Coastal aquatic environments are typically more highly productive and dynamic than open ocean ones. Despite these differences, cyanobacteria from the genus Synechococcus are important primary producers in both types of ecosystems. We have found that the genome of a coastal cyanobacterium, Synechococcus sp. strain CC9311, has significant differences from an open ocean strain, Synechococcus sp. strain WH8102, and these are consistent with the differences between their respective environments. CC9311 has a greater capacity to sense and respond to changes in its (coastal) environment. It has a much larger capacity to transport, store, use, or export metals, especially iron and copper. In contrast, phosphate acquisition seems less important, consistent with the higher concentration of phosphate in coastal environments. CC9311 is predicted to have differences in its outer membrane lipopolysaccharide, and this may be characteristic of the speciation of some cyanobacterial groups. In addition, the types of potentially horizontally transferred genes are markedly different between the coastal and open ocean genomes and suggest a more prominent role for phages in horizontal gene transfer in oligotrophic environments.

Fig. 1.

Circular representation of the Synechococcus CC9311 overall genome structure. The outer scale designates coordinates in base pairs. The first circle shows predicted coding regions on the plus strand, color coded by role categories: violet, amino acid biosynthesis; light blue, biosynthesis of cofactors, prosthetic groups, and carriers; light green, cell envelope; red, cellular processes; brown, central intermediary metabolism; yellow, DNA metabolism; light gray, energy metabolism; magenta, fatty acid, and phospholipid metabolism; pink, protein synthesis and fate; orange, purines, pyrimidines, nucleosides, and nucleotides; olive, regulatory functions and signal transduction; dark green, transcription; teal, transport, and binding proteins; gray, unknown function; salmon, other categories; and blue, hypothetical proteins. The second circle shows predicted coding regions on the minus strand color coded by role categories. The third circle shows in red the set of 1,730 genes conserved between Synechococcus CC9311 and WH8102, the fourth circle shows percentage G+C in relation to the mean G+C in a 2,000-bp window in black, and the fifth circle shows the trinucleotide composition in black.

Fig. 2.

Phylogenetic tree of sensor kinases from Synechococcus CC9311 (sync_xxxx), and WH8102 (SYNWxxxx), Prochlorococcus marinus MI9313 (PMTxxxx), MED4 (PMMxxxx), and SS120 (Proxxxx).
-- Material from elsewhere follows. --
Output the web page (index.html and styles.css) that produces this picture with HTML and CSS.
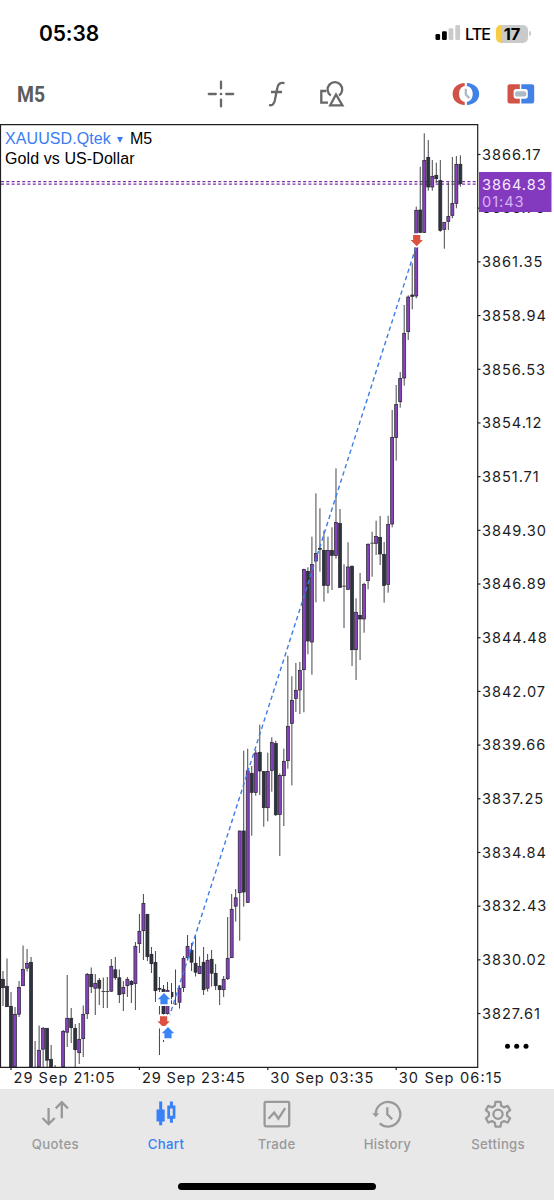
FILE: index.html
```html
<!DOCTYPE html>
<html lang="en">
<head>
<meta charset="utf-8">
<title>XAUUSD M5 chart</title>
<link rel="stylesheet" href="styles.css">
</head>
<body>
<div class="screen">
  <header class="status">
    <div class="clock">05:38</div>
    <div class="indicators">
      <svg class="signal" width="26" height="16" viewBox="0 0 26 16">
        <rect x="0.5" y="9" width="4.6" height="6" rx="1.3"/>
        <rect x="7" y="6.3" width="4.8" height="8.7" rx="1.3"/>
        <rect class="weak" x="13.6" y="3.3" width="4.8" height="11.7" rx="1.3"/>
        <rect class="weak" x="20.3" y="0" width="4.8" height="15" rx="1.3"/>
      </svg>
      <span class="network">LTE</span>
      <span class="battery"><b>17</b></span><i class="battery-tip"></i>
    </div>
  </header>

  <div class="toolbar">
    <div class="timeframe">M5</div>
    <svg class="tool cross" width="28" height="28" viewBox="0 0 28 28">
      <path d="M14 1.6V8.4M14 19.6V26.4M1.8 14H8.8M19.2 14H26.2" stroke-linecap="round"/>
      <circle class="dot" cx="14" cy="14" r="1.3"/>
    </svg>
    <svg class="tool func" width="20" height="28" viewBox="0 0 20 28">
      <path d="M2 25C5.5 26 7 24 7.8 20.5L10.3 8C11 4 13 2.2 17.5 3.2M4 12H15"/>
    </svg>
    <svg class="tool shapes" width="28" height="28" viewBox="0 0 28 28">
      <path d="M8.3 11H3.3V22.7H10M12.8 15.5A7.3 7.3 0 1 1 21 15.5M18 14.5L12.2 25.3H24.4Z"/>
    </svg>
    <svg class="tool session" width="28" height="24" viewBox="0 0 28 24">
      <path class="red" d="M12.7 1V4.1C8.5 5 7.1 8.5 7.1 12S8.5 19 12.7 19.9V23C5.5 22.6.6 18.4.6 12S5.5 1.4 12.7 1Z"/>
      <path class="blue" d="M14.9 1V4.1C19.1 5 20.7 8.5 20.7 12S19.1 19 14.9 19.9V23C22 22.6 27.2 18.4 27.2 12S22 1.4 14.9 1Z"/>
      <path class="hands" d="M13.8 6.8V12.5L17.4 16.1"/>
    </svg>
    <svg class="tool trade-toggle" width="28" height="20" viewBox="0 0 28 20">
      <path class="red" d="M2.8.2H12.8V5H9.3Q6.6 5 6.6 7.7V12Q6.6 14.7 9.3 14.7H12.8V19.5H2.8Q.5 19.5.5 17.2V2.5Q.5.2 2.8.2Z"/>
      <path class="blue" d="M14.3.2H25Q27.2.2 27.2 2.5V17.2Q27.2 19.5 25 19.5H14.3V14.7H18.1Q20.8 14.7 20.8 12V7.7Q20.8 5 18.1 5H14.3Z"/>
      <rect class="pill" x="8" y="7.2" width="11.4" height="5.3" rx="2.6"/>
    </svg>
  </div>

  <main class="chart">
    <svg id="plot" width="554" height="965" viewBox="0 124 554 965"></svg>
    <div class="heading">
      <div><span class="symbol">XAUUSD.Qtek</span><i class="caret"></i>M5</div>
      <div>Gold vs US-Dollar</div>
    </div>
  </main>

  <nav class="tabs">
    <div class="tab">
      <svg width="30" height="30" viewBox="0 0 30 30"><path d="M8.6 8V24M2.5 18L8.6 24.2L14.7 18M21.8 18.2V2.4M15.7 8.4L21.8 2.2L27.9 8.4"/></svg>
      <span>Quotes</span>
    </div>
    <div class="tab active">
      <svg width="30" height="30" viewBox="0 0 30 30"><path class="fill" d="M8.2 1.5H11.2V9.5H13.7V21.5H11.2V25.3H8.2V21.5H5.5V9.5H8.2ZM18.9 1.5H21.9V5.5H24.4V18.7H21.9V22.8H18.9V18.7H16.3V5.5H18.9ZM19.1 8.5V15.8H21.7V8.5Z"/></svg>
      <span>Chart</span>
    </div>
    <div class="tab">
      <svg width="30" height="30" viewBox="0 0 30 30"><rect x="2.6" y="1.9" width="24.6" height="24.4" rx="1.2"/><path d="M6.4 18.7L12.2 12.6L16.4 18.6L23.2 8.2"/></svg>
      <span>Trade</span>
    </div>
    <div class="tab">
      <svg width="30" height="30" viewBox="0 0 30 30"><path d="M3.7 14A12.3 12.3 0 1 1 7.7 23.3M15.3 7.3V14.3L20.2 19.3"/><path class="fill" d="M.2 13.3H7.2L3.8 17.3Z"/></svg>
      <span>History</span>
    </div>
    <div class="tab">
      <svg width="30" height="30" viewBox="0 0 30 30"><path stroke-linejoin="round" d="M12.5 1.8H17.5L18.2 5.7L20.9 7.3L24.7 5.9L27.1 10.1L24.1 12.6V15.8L27.1 18.3L24.7 22.5L20.9 21.1L18.2 22.7L17.5 26.6H12.5L11.8 22.7L9.1 21.1L5.3 22.5L2.9 18.3L5.9 15.8V12.6L2.9 10.1L5.3 5.9L9.1 7.3L11.8 5.7Z"/><circle cx="15" cy="14.2" r="4.6"/></svg>
      <span>Settings</span>
    </div>
  </nav>
  <footer class="home"><i></i></footer>
</div>
<script src="chart.js"></script>
</body>
</html>
```
FILE: styles.css
```css
* { box-sizing: border-box; }
body { margin: 0; background: #fff; font-family: Inter, "Liberation Sans", sans-serif; color: #000; }
.screen { width: 554px; height: 1200px; display: flex; flex-direction: column; overflow: hidden; }

.status { height: 64px; flex: none; display: flex; justify-content: space-between; align-items: center; padding: 3px 23px 0 39px; }
.clock { font-size: 21px; font-weight: 600; letter-spacing: -0.1px; }
.indicators { display: flex; align-items: center; }
.signal { margin-top: -1px; }
.signal .weak { fill: #cbcbcb; }
.network { font-size: 16.2px; font-weight: 500; letter-spacing: -1px; margin: 0 6px 0 4px; }
.battery { width: 32px; height: 18px; border-radius: 5px; background: linear-gradient(90deg, #f5ce46 5px, #cacaca 5px); display: flex; align-items: center; justify-content: center; font-size: 16.5px; }
.battery b { font-weight: 700; letter-spacing: -0.2px; }
.battery-tip { width: 2px; height: 5px; margin-left: 1px; border-radius: 0 2px 2px 0; background: #cacaca; }

.toolbar { height: 60px; flex: none; display: flex; align-items: center; padding-left: 17px; }
.timeframe { width: 190px; font: 700 22.5px Roboto, sans-serif; color: #5c5c5c; transform: scaleX(.86); transform-origin: 0 50%; }
.tool { flex: none; fill: none; stroke: #686868; stroke-width: 2.3; }
.cross .dot { fill: #686868; stroke: none; }
.func { margin-left: 32px; }
.shapes { margin-left: 31px; }
.session { margin-left: 106px; }
.trade-toggle { margin-left: 27px; }
.red { fill: #d15246; stroke: none; }
.blue { fill: #4282e7; stroke: none; }
.hands { stroke: #adb9c3; }
.pill { fill: #adb9c3; stroke: none; }

.chart { height: 965px; flex: none; display: grid; }
.chart > * { grid-area: 1 / 1; }
#plot { display: block; }
.heading { padding: 4.5px 0 0 5px; font: 16px/20px "Liberation Sans", Arial, sans-serif; letter-spacing: .09px; }
.symbol { color: #3a7df0; }
.caret { display: inline-block; border: 3.5px solid transparent; border-top: 6px solid #3a7df0; border-bottom: 0; margin: 0 6.5px 1px; }

.frame { fill: none; stroke: #202024; stroke-width: 1.2; }
.bid { stroke: #7d32a8; stroke-width: 1.2; stroke-dasharray: 3 2.3; }
.wick { stroke: #47474a; stroke-width: 1; }
.candle { stroke: #25212e; stroke-width: .7; }
.up { fill: #8542bc; }
.down { fill: #2d343d; }
.deal { stroke: #3f7ce6; stroke-width: 1.4; stroke-dasharray: 4.4 3.2; }
.buy { fill: #3985f3; stroke: #fff; stroke-width: 2; paint-order: stroke; }
.sell { fill: #dc5140; stroke: #fff; stroke-width: 2; paint-order: stroke; }
.axis { font: 14.6px Inter, sans-serif; fill: #1c1c1e; }
.price { letter-spacing: .95px; }
.badge { fill: #833abf; }
.badge-price { fill: #f8e8ff; }
.badge-time { fill: #dbb0f5; }

.tabs { height: 72px; flex: none; display: grid; grid-template-columns: repeat(5, 110.7px); background: #e8e8e8; padding-top: 11px; }
.tab { display: flex; flex-direction: column; align-items: center; gap: 6px; color: #999; font-size: 13.2px; line-height: 17px; font-weight: 500; letter-spacing: .3px; }
.tab svg { fill: none; stroke: currentColor; stroke-width: 2.3; }
.tab .fill { fill: currentColor; stroke: none; fill-rule: evenodd; }
.tab.active { color: #3880f5; }
.home { height: 39px; flex: none; background: #e8e8e8; display: flex; justify-content: center; align-items: flex-start; padding-top: 22px; }
.home i { width: 198px; height: 7px; border-radius: 4px; background: #000; }
```
FILE: chart.js
```js
// Each candle: [slot, direction, high, bodyTop, bodyBottom, low]
const candles = [
[0,'d',971,979,988,1006],[1,'d',958.5,986,1007,1007],[2,'d',992,1006,1067,1067],[3,'u',1007,1014,1067,1067],
[4,'u',981,987,1014.5,1017],[5,'u',945.5,969,986,986],[6,'u',949,963,968.5,971.5],[7,'d',957,962,1067,1067],
[8,'d',1041,1067,1067,1067],[9,'u',1025.5,1050,1067,1067],[10,'u',1027,1028,1049.5,1067],[11,'d',1028,1028,1060.5,1067],
[12,'d',1045,1059,1067,1067],[13,'d',1065,1067,1067,1067],[15,'u',1030,1031,1067,1067],[16,'u',975,1018,1032.5,1047],
[17,'d',1008,1018,1028,1043],[18,'d',1024,1028,1050,1067],[19,'u',1023,1039,1053,1064],[20,'u',1005.5,1014,1039,1057],
[21,'u',973,974,1014,1019],[22,'d',967.5,974,987,993],[23,'u',974,983,988.5,1015],[24,'d',978,980,988.5,1005],
[25,'d',977.5,991.5,992,1008],[26,'d',977,991.5,992,1008],[27,'u',959,966,991.5,992],[28,'d',957,969.5,978,980],
[29,'d',969.5,977.5,995,1003],[30,'u',981,987,994,1011],[31,'u',977,979,986,997],[32,'d',980,981,985,1003],
[33,'u',942,946,984,1010],[34,'u',914,931,944,953],[35,'u',894,903,931,960],[36,'d',914,914,957,961],
[37,'d',947,954,964,973],[38,'d',951,962,991,1002],[39,'d',977,988,989.5,1055],[40,'d',985,989,1014,1042],
[41,'u',982,990,1014,1018],[42,'d',983,992,997,1004],[43,'d',969.5,1004,1004.5,1005],[44,'u',985,988,1002.5,1008.5],
[45,'u',956,958,988,992],[46,'u',935,946,958,959],[47,'d',943,950,962.5,971],[48,'d',936,963,972.5,976.5],
[49,'u',956.5,966,974,974],[50,'d',947,962,990,995],[51,'u',954,960,988.5,991.5],[52,'d',950,959,973.5,986.5],
[53,'d',964,973,986,990],[54,'d',985,985.5,990,1005],[55,'u',976,979,990,997],[56,'u',917,958,979,980],
[57,'u',894,909,958,958],[58,'u',889,897.5,906.5,921.5],[59,'u',830.7,830.7,893,940.7],[60,'d',750.7,830.7,892.3,906.7],
[61,'u',748.7,770.5,902.7,903],[62,'d',766,773,792.7,835.7],[63,'u',750,752.7,792.7,795.7],[64,'d',724.7,752,771.3,795],
[65,'d',771,771.3,808,826.7],[66,'u',752.7,771.3,808,821.3],[67,'u',737.3,742.3,770.7,791.7],[68,'d',740.7,743.3,815,816],
[69,'u',773.3,775.3,814.7,856],[70,'u',748.7,761,776,826],[71,'u',655.7,726,761,768.7],[72,'u',676.3,700,723.7,785.3],
[73,'u',663,690.3,698.7,712],[74,'u',662,670.3,690.3,714],[75,'u',568.7,569.3,670,712.3],[76,'d',567.3,571,641.3,654.3],
[77,'u',536.7,564.3,642.3,674.7],[78,'u',493.3,553.3,561.3,602.3],[79,'d',508.3,548.3,549.6,571.7],[80,'d',530.7,550,585.7,601.7],
[81,'u',536.7,550.3,585.7,593.3],[82,'d',527.3,550.3,555.7,590],[83,'u',468.3,522.3,555.7,558.7],[84,'d',509,523.3,587.7,587.7],
[85,'d',564.3,586.2,586.7,628],[86,'u',542.3,566.7,589.7,590],[87,'d',565.3,566,650,666],[88,'u',598.3,612,650,680],
[89,'d',573,615,619.3,660],[90,'u',582.7,584,619.3,632.7],[91,'u',543.3,544,581,589.3],[92,'d',531.7,543.2,543.7,576.7],
[93,'u',520.7,536.3,543.7,555],[94,'d',516,537,554.3,565],[95,'d',542,554.3,585.7,602.7],[96,'u',515.7,524.3,584.7,592.7],
[97,'u',410,437,524.3,527.3],[98,'u',385,404.3,437.7,460.7],[99,'u',372,378.3,402,407.7],[100,'u',305,333,378.3,385.7],
[101,'u',295.3,296.7,332,340],[102,'d',263.3,294.7,296.7,309.3],[103,'u',206.7,210,296.3,298.3],[104,'d',166.7,209.7,232.7,233],
[105,'u',133.3,160.3,232.7,233],[106,'d',140,157,187.3,190.7],[107,'u',160,176,187.3,190.7],[108,'d',162.7,175,179,183],
[109,'d',160,180.3,230.7,231.7],[110,'u',222,222,229.7,248.7],[111,'u',182.3,216.3,221.7,230],[112,'u',157,203.3,215.7,218.3],
[113,'u',156,164,203.7,208.3],[114,'d',155.3,164,184,186.7]
];

const parts = [];
const dateText = (x, y, width, label) =>
  `<text class="axis" x="${x}" y="${y}" textLength="${width}">${label}</text>`;
const priceText = (x, y, label, cls = '') =>
  `<text class="axis price ${cls}" x="${x}" y="${y}">${label}</text>`;

parts.push('<path class="bid" d="M1 181.6H477M1 184.2H477"/>');

for (const [slot, dir, high, top, bottom, low] of candles) {
  const x = 3 + slot * 4.012;
  parts.push(`<path class="wick" d="M${x} ${high}V${low}"/>`);
  if (bottom - top >= 1) {
    parts.push(`<rect class="candle ${dir === 'u' ? 'up' : 'down'}" x="${x - 1.5}" y="${top + 0.3}" width="3" height="${bottom - top - 0.6}"/>`);
  } else if (bottom > top) {
    parts.push(`<path class="wick" d="M${x - 1.8} ${top}H${x + 1.8}"/>`);
  }
}

parts.push('<path class="deal" d="M416 247L165 1030"/>');

// Deal markers sit on a white backing so they stay legible over candles
const arrow = (x, y, up) => {
  const s = up ? 1 : -1;
  return `<rect x="${x - 7}" y="${y - 7}" width="14" height="14" fill="#fff"/>` +
    `<path class="${up ? 'buy' : 'sell'}" transform="translate(${x} ${y}) scale(1 ${s})" d="M0-6L6.2.3H3.6V5.3H-3.6V.3H-6.2Z"/>`;
};
parts.push(arrow(416.7, 240.3, false), arrow(164, 999, true), arrow(163.6, 1021.5, false), arrow(168, 1033, true));

parts.push('<path class="frame" d="M.5 1067V124.7H477.7V1067.3H0"/>');

for (let i = 0; i < 17; i++) {
  const y = 154.5 + i * 53.69;
  parts.push(`<path class="frame" d="M478 ${y}H480.5"/>`);
  parts.push(priceText(482, y + 5.3, (3866.17 - i * 2.41).toFixed(2)));
}
['29 Sep 21:05', '29 Sep 23:45', '30 Sep 03:35', '30 Sep 06:15'].forEach((label, i) => {
  const x = 11 + i * 128.4;
  parts.push(`<path class="frame" d="M${x} 1067V1070"/>`);
  parts.push(dateText(x + 2.5, 1082.6, i ? 103 : 101, label));
});

parts.push('<rect class="badge" x="479" y="172" width="72.5" height="40"/>');
parts.push(priceText(482, 189.5, '3864.83', 'badge-price'), priceText(482, 207, '01:43', 'badge-time'));
parts.push('<circle cx="507.5" cy="1046.3" r="2.5"/><circle cx="516.7" cy="1046.3" r="2.5"/><circle cx="526" cy="1046.3" r="2.5"/>');

document.getElementById('plot').innerHTML = parts.join('');
```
This maximum-likelihood phylogenetic tree was generated by using PHYLIP, and bootstrap values are indicated next to the branch nodes. Orthologous clusters conserved in all of the cyanobacteria shown are highlighted by lines on the side, the phosphate sensor is labeled, and the divergent sensors unique to CC9311 are highlighted with asterisks.

Fig. 3.

Overview of metal transport and metabolism in Synechococcus CC9311 and WH8102. Metal ion transporters are shown in the membrane, with the arrows indicating the direction of transport. Metal-binding proteins and metalloenzymes are shown inside the cell, and the number of copies of each system is shown in parentheses or within the protein. The color shading of the proteins indicates their distribution: magenta, present in both WH8102 and CC9311; red, present only in CC9311; and blue, present only in WH8102. Hatching indicates that the gene is located in a region with atypical trinucleotide content.